On Wed, Apr 20, 2011 at 8:48 PM, KAMEZAWA Hiroyuki <kamezawa.hiroyu@xxxxxxxxxxxxxx> wrote:
memcg-kswapd visits each memcg in round-robin. But required
amounts of works depends on memcg' usage and hi/low watermark
and taking it into account will be good.
Signed-off-by: KAMEZAWA Hiroyuki <kamezawa.hiroyu@xxxxxxxxxxxxxx>
---
include/linux/memcontrol.h | 1 +
mm/memcontrol.c | 17 +++++++++++++++++
mm/vmscan.c | 2 ++
3 files changed, 20 insertions(+)
Index: mmotm-Apr14/include/linux/memcontrol.h
===================================================================
--- mmotm-Apr14.orig/include/linux/memcontrol.h
+++ mmotm-Apr14/include/linux/memcontrol.h
@@ -98,6 +98,7 @@ extern bool mem_cgroup_kswapd_can_sleep(
extern struct mem_cgroup *mem_cgroup_get_shrink_target(void);
extern void mem_cgroup_put_shrink_target(struct mem_cgroup *mem);
extern wait_queue_head_t *mem_cgroup_kswapd_waitq(void);
+extern int mem_cgroup_kswapd_bonus(struct mem_cgroup *mem);
static inline
int mm_match_cgroup(const struct mm_struct *mm, const struct mem_cgroup *cgroup)
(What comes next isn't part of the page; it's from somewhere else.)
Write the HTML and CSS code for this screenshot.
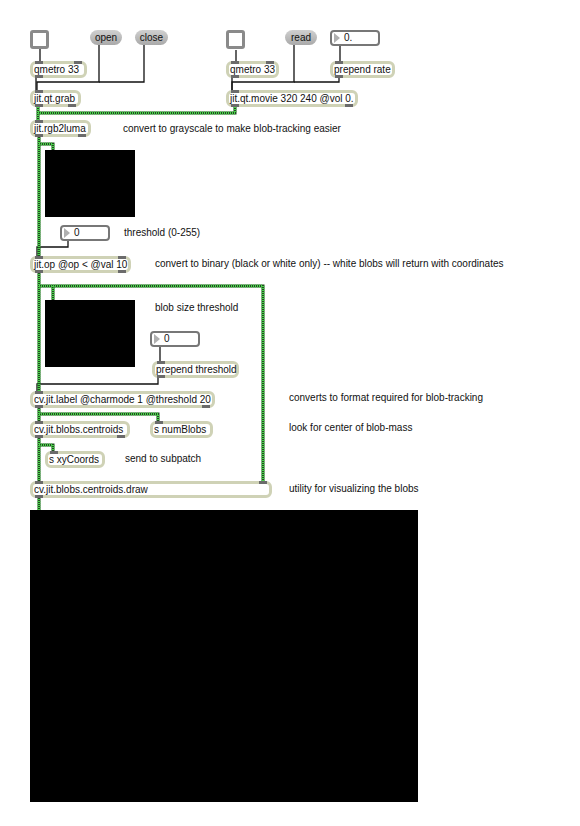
FILE: index.html
```html
<!DOCTYPE html>
<html>
<head>
<meta charset="utf-8">
<link rel="stylesheet" href="styles.css">
</head>
<body>
<div class="patch">
  <svg class="cords" width="580" height="826" viewBox="0 0 580 826">
    <g class="blk">
      <path d="M40 49V61"/>
      <path d="M36 77V90"/>
      <path d="M99 45V82H37V90"/>
      <path d="M144 45V82H99"/>
      <path d="M236 50V61"/>
      <path d="M232 77V90"/>
      <path d="M294 45V82H232V90"/>
      <path d="M339 77V82H294"/>
      <path d="M340 45V61"/>
      <path d="M68 241V247H37V257"/>
      <path d="M160 347V361"/>
      <path d="M158 377V384H37V392"/>
    </g>
    <g class="grn">
      <path d="M38 107V120"/>
      <path d="M235 107V113H38"/>
      <path d="M39 136V256"/>
      <path d="M39 144H53V150"/>
      <path d="M39 272V391"/>
      <path d="M39 286H263V482"/>
      <path d="M53 286V300"/>
      <path d="M39 407V421"/>
      <path d="M39 414H158V421"/>
      <path d="M39 437V481"/>
      <path d="M39 445H53V451"/>
      <path d="M39 497V510"/>
    </g>
    <g class="grn2">
      <path d="M38 107V120"/>
      <path d="M235 107V113H38"/>
      <path d="M39 136V256"/>
      <path d="M39 144H53V150"/>
      <path d="M39 272V391"/>
      <path d="M39 286H263V482"/>
      <path d="M53 286V300"/>
      <path d="M39 407V421"/>
      <path d="M39 414H158V421"/>
      <path d="M39 437V481"/>
      <path d="M39 445H53V451"/>
      <path d="M39 497V510"/>
    </g>
  </svg>

  <div class="toggle t1"></div>
  <div class="msg m-open">open</div>
  <div class="msg m-close">close</div>
  <div class="obj o-qm1">qmetro 33<i class="io in l"></i><i class="io in r"></i><i class="io out l"></i></div>
  <div class="obj o-grab">jit.qt.grab<i class="io in l"></i><i class="io out l"></i><i class="io out r"></i></div>

  <div class="toggle t2"></div>
  <div class="msg m-read">read</div>
  <div class="num n-rate"><span class="tri"></span>0.</div>
  <div class="obj o-qm2">qmetro 33<i class="io in l"></i><i class="io in r"></i><i class="io out l"></i></div>
  <div class="obj o-prate">prepend rate<i class="io in l"></i><i class="io out l"></i></div>
  <div class="obj o-movie">jit.qt.movie 320 240 @vol 0.<i class="io in l"></i><i class="io out l"></i><i class="io out r"></i></div>

  <div class="obj o-luma">jit.rgb2luma<i class="io in l"></i><i class="io out l"></i><i class="io out r"></i></div>
  <div class="cmt c1">convert to grayscale to make blob-tracking easier</div>

  <div class="pwin p1"></div>
  <div class="num n-thr"><span class="tri"></span>0</div>
  <div class="cmt c2">threshold (0-255)</div>

  <div class="obj o-op">jit.op @op &lt; @val 10<i class="io in l"></i><i class="io in r"></i><i class="io out l"></i><i class="io out r"></i></div>
  <div class="cmt c3">convert to binary (black or white only) -- white blobs will return with coordinates</div>

  <div class="pwin p2"></div>
  <div class="cmt c4">blob size threshold</div>
  <div class="num n-size"><span class="tri"></span>0</div>
  <div class="obj o-pthr">prepend threshold<i class="io in l"></i><i class="io out l"></i></div>

  <div class="obj o-label">cv.jit.label @charmode 1 @threshold 20<i class="io in l"></i><i class="io out l"></i><i class="io out r"></i></div>
  <div class="cmt c5">converts to format required for blob-tracking</div>

  <div class="obj o-cent">cv.jit.blobs.centroids<i class="io in l"></i><i class="io out l"></i><i class="io out r"></i></div>
  <div class="obj o-nb">s numBlobs<i class="io in l"></i></div>
  <div class="cmt c6">look for center of blob-mass</div>

  <div class="obj o-xy">s xyCoords<i class="io in l"></i></div>
  <div class="cmt c7">send to subpatch</div>

  <div class="obj o-draw">cv.jit.blobs.centroids.draw<i class="io in l"></i><i class="io in r"></i><i class="io out l"></i></div>
  <div class="cmt c8">utility for visualizing the blobs</div>

  <div class="pwin p3"></div>
</div>
</body>
</html>
```

FILE: styles.css
```css
html, body {
  margin: 0;
  padding: 0;
  background: #ffffff;
}
.patch {
  position: relative;
  width: 580px;
  height: 826px;
  overflow: hidden;
  font-family: "Liberation Sans", Arial, sans-serif;
  font-size: 10px;
  color: #111;
}
.cords {
  position: absolute;
  left: 0;
  top: 0;
  z-index: 2;
  pointer-events: none;
}
.cords path {
  fill: none;
}
.blk path {
  stroke: #111;
  stroke-width: 1.3;
}
.grn path {
  stroke: #1e4f1e;
  stroke-width: 3;
}
.grn2 path {
  stroke: #49d04a;
  stroke-width: 3;
  stroke-dasharray: 1 1;
}

.obj {
  position: absolute;
  height: 17px;
  box-sizing: border-box;
  border: 3px solid #cfd2b6;
  border-radius: 6px;
  background: #fff;
  padding-left: 1px;
  line-height: 11px;
  font-size: 10px;
  white-space: nowrap;
  z-index: 3;
}
.io {
  position: absolute;
  width: 8px;
  height: 3px;
  background: #6b6b6b;
}
.io.in { top: -3px; }
.io.out { bottom: -3px; }
.io.l { left: 2px; }
.io.r { right: 2px; }

.msg {
  position: absolute;
  height: 15px;
  box-sizing: border-box;
  border-radius: 8px;
  background: linear-gradient(#d0d0d0, #a9a9a9);
  text-align: center;
  line-height: 15px;
  font-size: 10px;
  z-index: 3;
}
.toggle {
  position: absolute;
  width: 19px;
  height: 19px;
  box-sizing: border-box;
  border: 3px solid #8a8a8a;
  border-radius: 3px;
  background: #fff;
  z-index: 3;
}
.num {
  position: absolute;
  width: 50px;
  height: 16px;
  box-sizing: border-box;
  border: 2px solid #777;
  border-radius: 4px;
  background: #fff;
  padding-left: 12px;
  line-height: 12px;
  font-size: 10px;
  z-index: 3;
}
.tri {
  position: absolute;
  left: 2px;
  top: 1px;
  width: 0;
  height: 0;
  border-top: 5px solid transparent;
  border-bottom: 5px solid transparent;
  border-left: 6px solid #b0b0b0;
}
.pwin {
  position: absolute;
  background: #000;
  z-index: 1;
}
.cmt {
  position: absolute;
  font-size: 10px;
  line-height: 12px;
  white-space: nowrap;
}

/* top left */
.t1 { left: 30px; top: 30px; }
.m-open { left: 90px; top: 30px; width: 32px; }
.m-close { left: 135px; top: 30px; width: 33px; }
.o-qm1 { left: 30px; top: 61px; width: 57px; }
.o-grab { left: 30px; top: 90px; width: 51px; }

/* top right */
.t2 { left: 226px; top: 30px; }
.m-read { left: 285px; top: 30px; width: 32px; }
.n-rate { left: 330px; top: 30px; }
.o-qm2 { left: 226px; top: 61px; width: 53px; }
.o-prate { left: 330px; top: 61px; width: 65px; }
.o-movie { left: 226px; top: 90px; width: 132px; }

.o-luma { left: 30px; top: 120px; width: 61px; }
.c1 { left: 123px; top: 123px; }

.p1 { left: 45px; top: 150px; width: 90px; height: 67px; }
.n-thr { left: 60px; top: 225px; }
.c2 { left: 124px; top: 227px; }

.o-op { left: 30px; top: 256px; width: 101px; }
.c3 { left: 155px; top: 258px; }

.p2 { left: 45px; top: 300px; width: 90px; height: 67px; }
.c4 { left: 155px; top: 302px; }
.n-size { left: 150px; top: 331px; }
.o-pthr { left: 152px; top: 361px; width: 87px; }

.o-label { left: 30px; top: 391px; width: 185px; }
.c5 { left: 289px; top: 392px; }

.o-cent { left: 30px; top: 421px; width: 100px; }
.o-nb { left: 150px; top: 421px; width: 63px; }
.c6 { left: 289px; top: 422px; }

.o-xy { left: 45px; top: 451px; width: 60px; }
.c7 { left: 125px; top: 453px; }

.o-draw { left: 30px; top: 481px; width: 242px; }
.c8 { left: 289px; top: 483px; }

.p3 { left: 30px; top: 510px; width: 388px; height: 292px; }
```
Index: mmotm-Apr14/mm/memcontrol.c
===================================================================
--- mmotm-Apr14.orig/mm/memcontrol.c
+++ mmotm-Apr14/mm/memcontrol.c
@@ -4673,6 +4673,23 @@ struct memcg_kswapd_work
struct memcg_kswapd_work memcg_kswapd_control;
+int mem_cgroup_kswapd_bonus(struct mem_cgroup *mem)
+{
+ unsigned long long usage, lowat, hiwat;
+ int rate;
+
+ usage = res_counter_read_u64(&mem->res, RES_USAGE);
+ lowat = res_counter_read_u64(&mem->res, RES_LOW_WMARK_LIMIT);
+ hiwat = res_counter_read_u64(&mem->res, RES_HIGH_WMARK_LIMIT);
+ if (lowat == hiwat)
+ return 0;
+
+ rate = (usage - hiwat) * 10 / (lowat - hiwat);
+ /* If usage is big, we reclaim more */
+ return rate * SWAP_CLUSTER_MAX;
+}
+
I understand the logic in general, which we would like to reclaim more each time if more work needs to be done. But not quite sure the calculation here, the (usage - hiwat) determines the amount of work of kswapd. And why divide by (lowat - hiwat)? My guess is because the larger the value, the later we will trigger kswapd?
--Ying
static void wake_memcg_kswapd(struct mem_cgroup *mem)
{
if (atomic_read(&mem->kswapd_running)) /* already running */
Index: mmotm-Apr14/mm/vmscan.c
===================================================================
--- mmotm-Apr14.orig/mm/vmscan.c
+++ mmotm-Apr14/mm/vmscan.c
@@ -2732,6 +2732,8 @@ static int shrink_mem_cgroup(struct mem_
sc.nr_reclaimed = 0;
total_scanned = 0;
+ sc.nr_to_reclaim += mem_cgroup_kswapd_bonus(mem_cont);
+
do_nodes = node_states[N_ONLINE];
for (priority = DEF_PRIORITY;